Search & Rescue at Sea
NASA collaborated with other government agencies to provide funding for the development of a miniature personal locator beacon (PLB). The outcome was the NASA-technology-driven MicroPLB satellite-aided tracking transmitter, the brainchild of Microwave Monolithic, a life-saving commercial product used globally by hikers, mountain climbers, and other adventure-seekers. It can emit a distress signal to a constellation of internationally-operated GPS satellites that pinpoint an endangered person’s location anywhere on Earth to within just a few meters. Also, it is the only PLB to use a “safe battery.” Past PLB devices used batteries that have enough volatility to explode with the force of a stick of dynamite.
NASA uses remote-sensing capabilities to acquire detailed information about our planet for a variety of purposes, ranging from increasing agricultural efficiency to protecting homeland security. Sensors fly over areas of interest to detect and record data that sometimes is not visible from the ground with the human eye. Maps created by scientists collecting this data are often used to answer questions about the environment, weather, natural resources, community growth, and natural disasters. The NVision company has harnessed NASA’s wealth of information to provide innovative geospatial solutions for a variety of industries. It has made three rather disparate spinoffs: a crop prescription service for farmers; a disaster management tool for local, state, and Federal governments; and an educational service for young farmers.
Environmentally Safe Ship Cleaning
Taking advantage of NASA’s funding, technology, and lessons learned in developing robotics for space missions, UltraStrip Systems created the M-200 Robotic Paint Stripping System which magnetically attaches itself to the hull of ships and removes paint without producing environment-polluting toxic airborne particles common to traditional grit-blasting methods, and operates with greater speed as well. Its water jets generate 40,000 pounds of pressure per square inch, blasting away paint down to the ships steel substrate. The resulting by-product is water and dried paint chips, both of which are captured by the powerful vacuum system so no toxic residues escape to pollute the environment.

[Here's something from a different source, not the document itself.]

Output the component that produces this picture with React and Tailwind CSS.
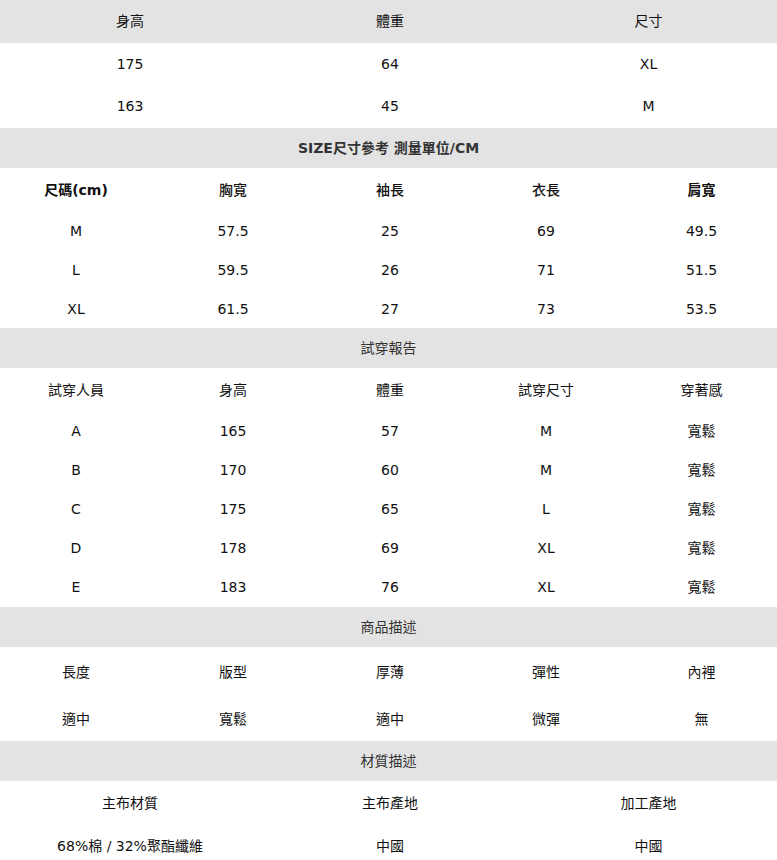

Environmentally Safe Sewage Treatment
NASA’s Dr. B. C. Wolverton, former head of head of the Environmental Research Laboratory at NASA’s John C. Stennis Space Center (SSC), is widely acclaimed for his innovative work in natural water purification. Wolverton and his SSC group developed a new and advanced technique known as the artificial marsh filtering system that employed the use of aquatic plant systems for removing pollutants from wastewater. When NASA’s technology was used in a Louisiana wastewater treatment facility, it helped the city develop a better and more economical wastewater treatment facility. Now, the systems are in place at several large facilities across the country.
NASA’s orbiting satellites offer a unique vantage point for studying the oceans. By resolving the biological, chemical, and physical conditions in surface waters, they have allowed the oceanographic community to make huge leaps in its understanding of oceanographic processes on regional and global fronts. The study of ocean color in particular has been integral in helping researchers understand the natural and human-induced changes in the global environment and establishing the role of the oceans in the biochemical cycles of elements that influence the climate and the distribution of life on Earth. To further development in this area, NASA contracted with WetLabs to develop the Diving Optical Profiler and High-speed Integration Network (DOLPHIN), a highly-effective new technology for validating ocean color images from satellites.
A product using NASA’s microencapsulating technology is available to consumers and industry enabling them to safely and permanently clean petroleum-based pollutants from the water. The microencapsulated wonder, PRP, or Petroleum Remediation Product that has revolutionized the way oil spills are cleaned. The basic technology behind PRP is thousands of microcapsules-tiny balls of beeswax with hollow centers. Water cannot penetrate the microcapsule’s cell, but oil is absorbed right into the beeswax spheres as they float on the water’s surface. Contaminating chemical compounds that originally come from crude oil such as fuels, motor oils, or petroleum hydrocarbons ? -are caught before they settle, limiting damage to ocean beds.
Dam Corrosion and Bridge Support
To protect rebar from corrosion, NASA developed an electromigration technique that infuses corrosion-inhibiting ions into rebar to prevent rust, corrosion, and separation from the surrounding concrete. Surtreat Holding combined its TPS-II anti-corrosive solution with NASA’s technique to create an effective and environmentally friendly solution. NASA is still using this approach to fight concrete corrosion and has also developed a new technology that will further advance these efforts - a liquid galvanic coating applied to the outer surface of reinforced concrete to protect the embedded rebar from corrosion. The new coating is being used to prevent corrosion of concrete-embedded steel in several applications including highway and bridge infrastructures, dams, piers and docks, concrete balconies and ceilings, parking garages, cooling towers, and pipelines.